扶養控除等申告書、業界的には通称〇扶(マルフ)と呼ばれています。(以下「マル扶」と表記します。)

これがなにかということについても、所得税法にキチンと規定があります。

(給与所得者の扶養控除等申告書)
第百九十四条 国内において給与等の支払を受ける居住者は、その給与等の支払者(…略…)から毎年最初に給与等の支払を受ける日の前日までに、次に掲げる事項を記載した申告書を、当該給与等の支払者を経由して、…略…所轄税務署長に提出しなければならない。

主語 :居住者が 
目的語:申告書を 
述語 :提出しなければならない 
となっています。

そして、「当該給与等の支払者を経由して、所轄税務署長に」となっています。

実際は、所轄税務署が管轄の居住者(給料等の支払いを受ける人)からその書類の提出を受けていたら、税務署が物理的にパンクします。そのため、税務署長に求められるまでは給与支払者(以下「会社等」とします)が保存するとされています。(所得税法施行規則76条の3)
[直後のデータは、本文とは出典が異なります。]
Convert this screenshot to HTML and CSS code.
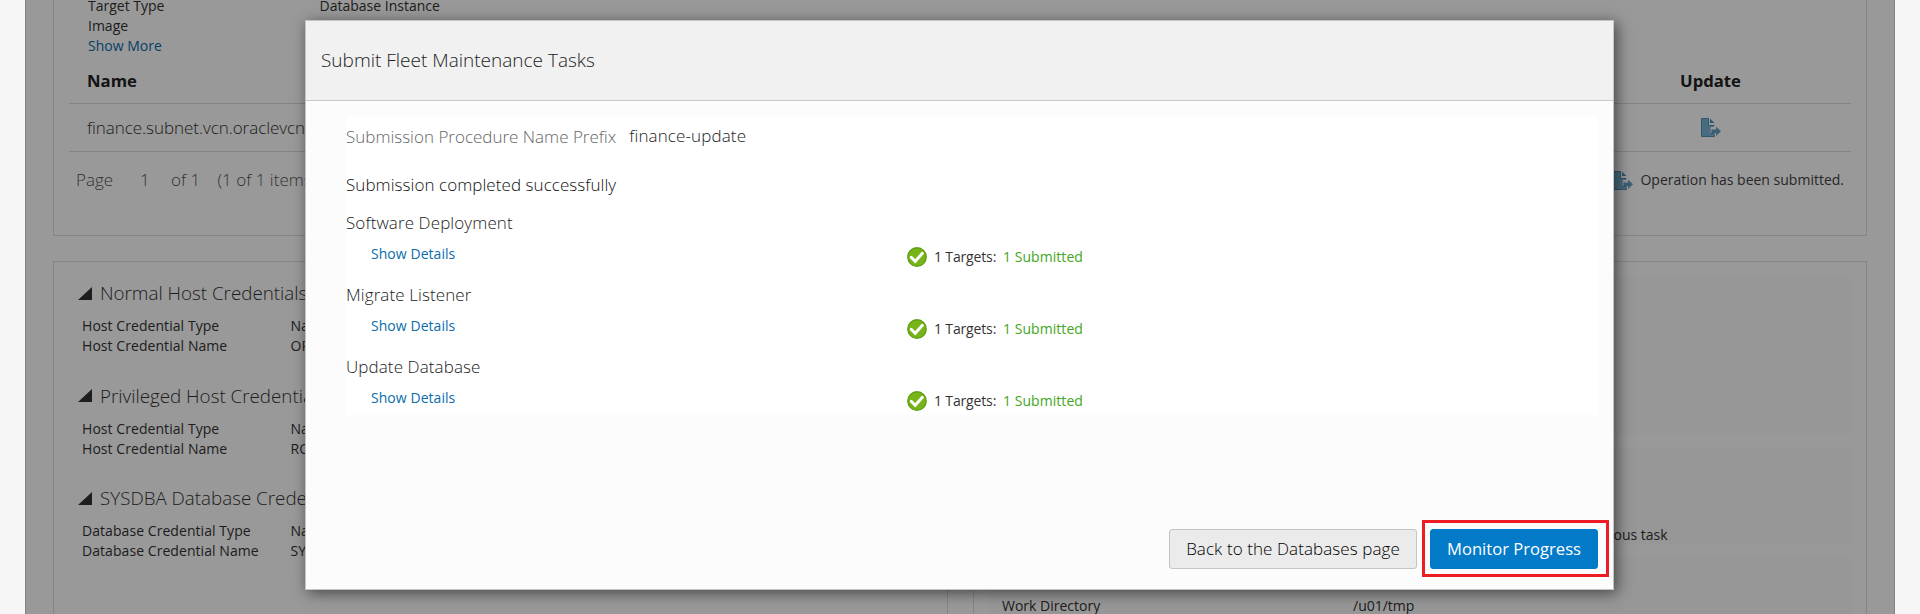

上位規定の法律で「税務署に提出する」としているのに、その下位規定である施行規則で「とりあえず会社等がもっとけ」とするのは、法律の作りとしてアリなのかよとも思うのですが、そこは措いておいて、ともかくここで重要なのは、

あくまでマル扶の提出義務者は居住者(給料をもらう人、従業員)である、という点です。

ということは、会社等がすべきことは、
従業員に対し
「給料をもらう以上は、所得税法の規定でマル扶を提出しなければいけないことになっている」
と案内するまでのはずです。
(案内することが義務であるかどうかも論点になりそうですが)

マル扶を出す出さないは、会社等ではなく、従業員の問題です。

一方、会社等にとっては、マル扶を提出されていないと、毎回の給与支給時において、源泉徴収税額表の乙欄を用いて源泉税額を算出する必要があります。乙欄は、税額が高くなっていますので、従業員にとっては毎回の給与の手取りが減ります。

そして、「給与所得者の扶養控除等申告書を提出し」ていないので、会社等は、年末調整をしません。

ここで繰り返しますが、マル扶を出していないのは会社等ではなく従業員の問題です。

・・・ということは?

・・・本日は以上です。ご覧いただきありがとうございました。